Intake from mainland China is limited to 1 percent of the total enrolment for Taiwan universities.

Public universities ― which are generally more prestigious and receive more government subsidies ― can take in only doctoral and master’s students.

Only residents of Beijing, Shanghai, Jiangsu, Zhejiang, Fujian and Guangdong ― six of China’s richest cities and provinces ― can apply, and they are expressly barred from studying medicine, or subjects related to national security or key technologies such as aeronautics.

Chinese students are also not allowed to apply for government scholarships or to work outside their studies or to remain in Taiwan after they graduate.

The restrictions do not apply to the other 22,000 foreigners, mainly ethnic Chinese from Malaysia, Indonesia and the United States, enrolled here.

By the time applications closed in June, only about 3,000 Chinese had signed up for the 2,141 places available.

Some of those who secured a place ultimately decided against coming to Taiwan.

“I feel that Taiwan’s policy is rather unfriendly,” one of these students, identified by only her surname Lin, was quoted as saying by Nanfang Daily, a mainland newspaper.

Instead, Lin ― who had applied to do a master’s degree in management in Taiwan after graduating from Sun Yat-sen University in Guangdong ― accepted an offer from The Chinese University of Hong Kong. There, she will be able to apply for a government scholarship and to work after graduation.

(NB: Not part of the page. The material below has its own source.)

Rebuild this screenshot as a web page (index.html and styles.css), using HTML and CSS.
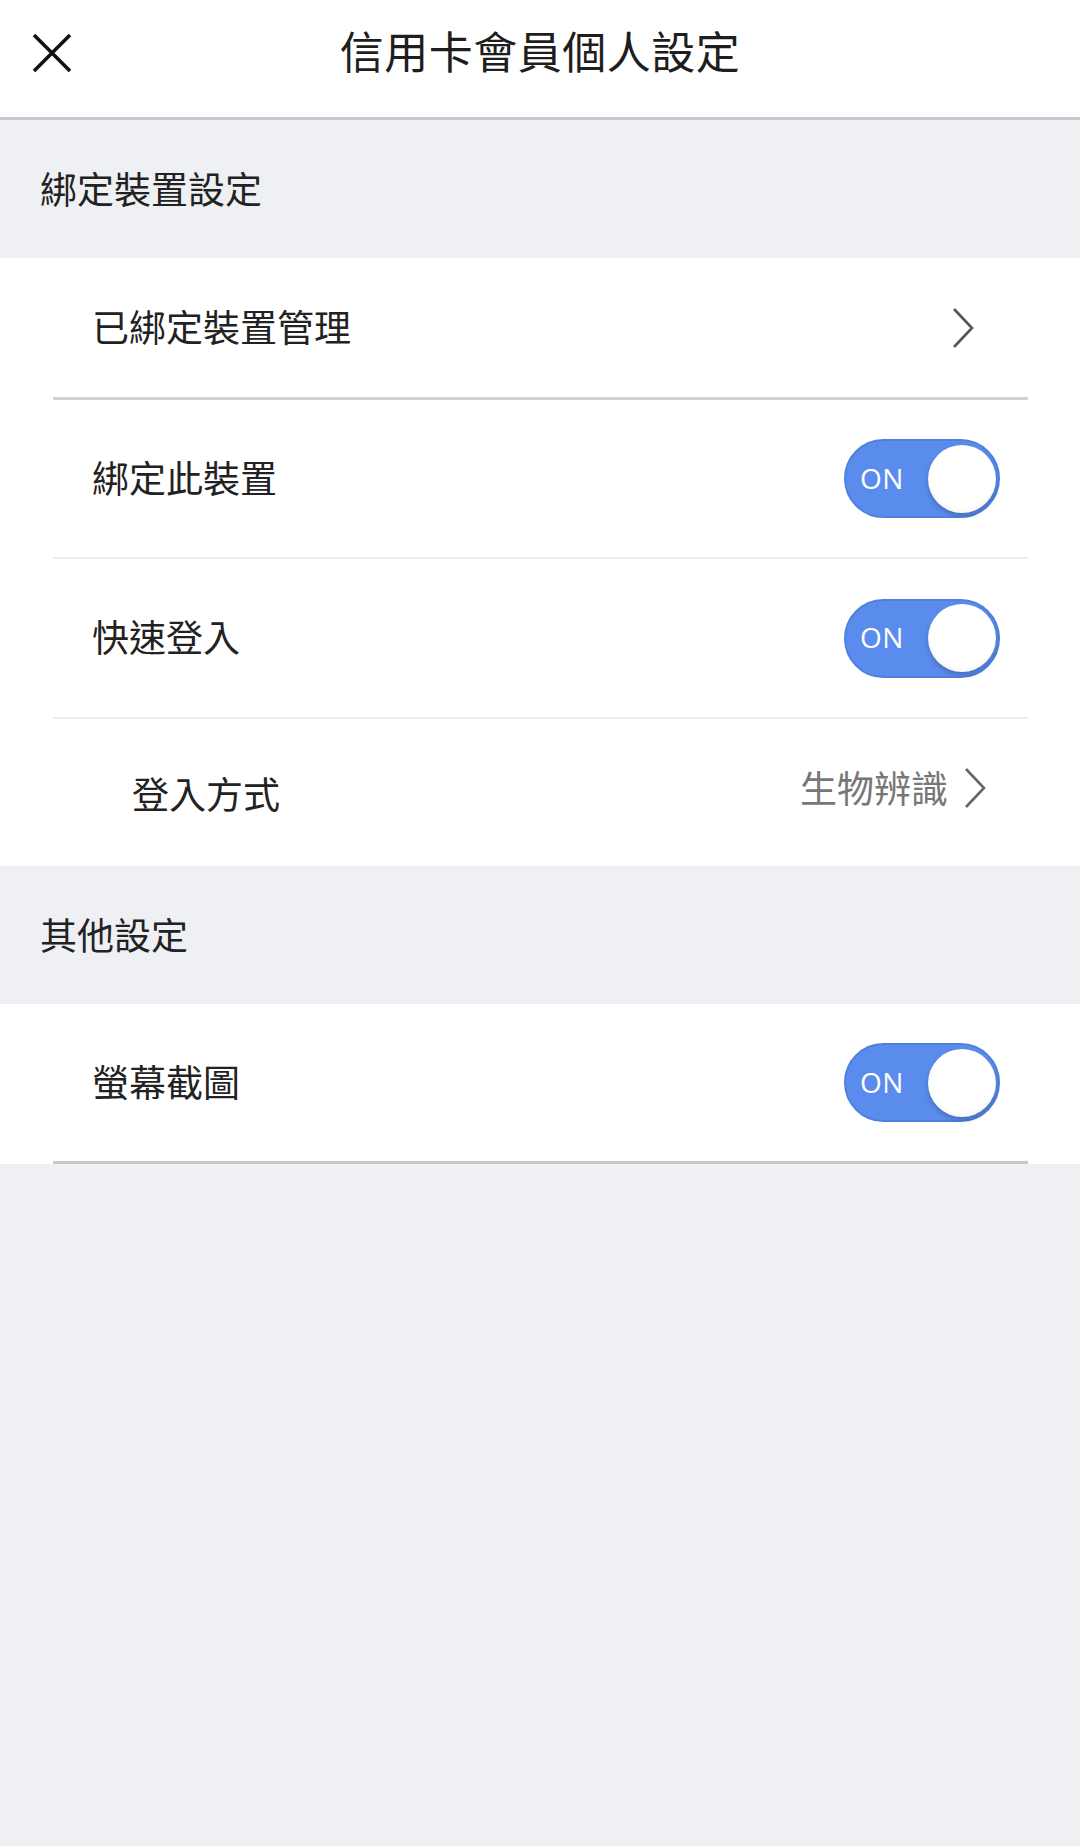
FILE: index.html
```html
<!DOCTYPE html>
<html lang="zh-Hant">
<head>
<meta charset="utf-8">
<title>信用卡會員個人設定</title>
<link rel="stylesheet" href="styles.css">
</head>
<body>
<div class="page">
  <header class="topbar">
    <button class="close-btn" aria-label="關閉">
      <svg width="42" height="42" viewBox="0 0 42 42"><path d="M3 3 L39 39 M39 3 L3 39" stroke="#111" stroke-width="3.6" fill="none"/></svg>
    </button>
    <h1 class="title">信用卡會員個人設定</h1>
  </header>

  <div class="section-head">綁定裝置設定</div>
  <div class="group">
    <div class="row row-link">
      <span class="label">已綁定裝置管理</span>
      <svg class="chev" width="22" height="40" viewBox="0 0 22 40"><polyline points="2,1 20,20 2,39" stroke="#555" stroke-width="2.6" fill="none"/></svg>
    </div>
    <div class="divider divider-strong"></div>
    <div class="row row-toggle">
      <span class="label">綁定此裝置</span>
      <div class="toggle"><span class="toggle-text">ON</span><span class="knob"></span></div>
    </div>
    <div class="divider"></div>
    <div class="row row-toggle row-toggle-tall">
      <span class="label">快速登入</span>
      <div class="toggle"><span class="toggle-text">ON</span><span class="knob"></span></div>
    </div>
    <div class="divider"></div>
    <div class="row row-sub">
      <span class="label label-sub">登入方式</span>
      <div class="value-wrap">
        <span class="value">生物辨識</span>
        <svg class="chev" width="22" height="40" viewBox="0 0 22 40"><polyline points="2,1 20,20 2,39" stroke="#666" stroke-width="2.6" fill="none"/></svg>
      </div>
    </div>
  </div>

  <div class="section-head section-head-2">其他設定</div>
  <div class="group">
    <div class="row row-toggle">
      <span class="label">螢幕截圖</span>
      <div class="toggle"><span class="toggle-text">ON</span><span class="knob"></span></div>
    </div>
    <div class="group-end">
      <div class="divider divider-strong divider-last"></div>
    </div>
  </div>
</div>
</body>
</html>
```

FILE: styles.css
```css
* { box-sizing: border-box; }
html, body {
  margin: 0;
  padding: 0;
}
body {
  background: #eff0f4;
  font-family: "Noto Sans CJK TC", "Noto Sans", sans-serif;
  color: #222;
}
.page {
  width: 1080px;
  min-height: 1846px;
  background: #eff0f4;
}
.topbar {
  position: relative;
  height: 120px;
  background: #fff;
  border-bottom: 3px solid #c9c9cb;
  display: flex;
  align-items: center;
  justify-content: center;
  padding-bottom: 18px;
}
.close-btn {
  position: absolute;
  left: 31px;
  top: 32px;
  width: 42px;
  height: 42px;
  padding: 0;
  border: 0;
  background: transparent;
  display: flex;
}
.title {
  margin: 0;
  font-size: 44px;
  font-weight: 400;
  line-height: 1;
  color: #1e1e1e;
  letter-spacing: 0.5px;
}
.section-head {
  height: 138px;
  display: flex;
  align-items: center;
  padding-left: 40px;
  padding-bottom: 2px;
  font-size: 37px;
  line-height: 1;
  color: #222;
}
.section-head-2 {
  height: 138px;
  padding-bottom: 2px;
}
.group {
  background: #fff;
}
.row {
  display: flex;
  align-items: center;
  justify-content: space-between;
  padding-left: 92px;
}
.label {
  font-size: 37px;
  line-height: 1;
  color: #222;
  margin-bottom: 3px;
}
.row-link {
  height: 139px;
  padding-right: 106px;
}
.row-toggle {
  height: 157px;
  padding-right: 80px;
}
.row-toggle-tall {
  height: 158px;
}
.row-sub {
  height: 147px;
  padding-left: 132px;
  padding-right: 94px;
}
.label-sub {
  margin-top: 2px;
  margin-bottom: 0;
}
.value-wrap {
  display: flex;
  align-items: center;
  gap: 16px;
  margin-top: -10px;
}
.value {
  font-size: 37px;
  line-height: 1;
  color: #777;
}
.chev {
  display: block;
}
.divider {
  height: 2px;
  margin: 0 52px 0 53px;
  background: #ececec;
}
.divider-strong {
  height: 3px;
  background: #d2d2d4;
}
.group-end {
  background: #fff;
}
.divider-last {
  background: #c8c8cc;
}
.toggle {
  width: 156px;
  height: 79px;
  border-radius: 40px;
  background: #5a8cee;
  border: 2px solid #4f80dc;
  display: flex;
  align-items: center;
  padding: 0 2px 0 14px;
}
.toggle-text {
  font-family: "Open Sans", "Noto Sans", sans-serif;
  font-size: 28px;
  line-height: 1;
  color: #fff;
  letter-spacing: 0.5px;
  margin-bottom: 2px;
}
.knob {
  margin-left: auto;
  width: 68px;
  height: 68px;
  border-radius: 50%;
  background: #fff;
  box-shadow: 0 3px 5px rgba(0, 0, 0, 0.22), inset 0 -3px 4px rgba(0, 0, 0, 0.04);
}
```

Dr Michael Chen, president of the privately run Ling Tung University in central Taiwan, said that when he went to China to hold recruitment talks, parents complained that the various restrictions set by Taiwan were a form of prejudice.

Yet, some believe that even without the restrictions, the program could still be mired in opposition.

“A step-by-step approach is necessary,” said Dr Tai from Tamkang University, who hopes to attract up to 20 per cent more mainland students next year.

Chu Chun-chang, a senior official at the Education Ministry’s higher education department, told The Straits Times that some of the restrictions might be relaxed for the next academic year.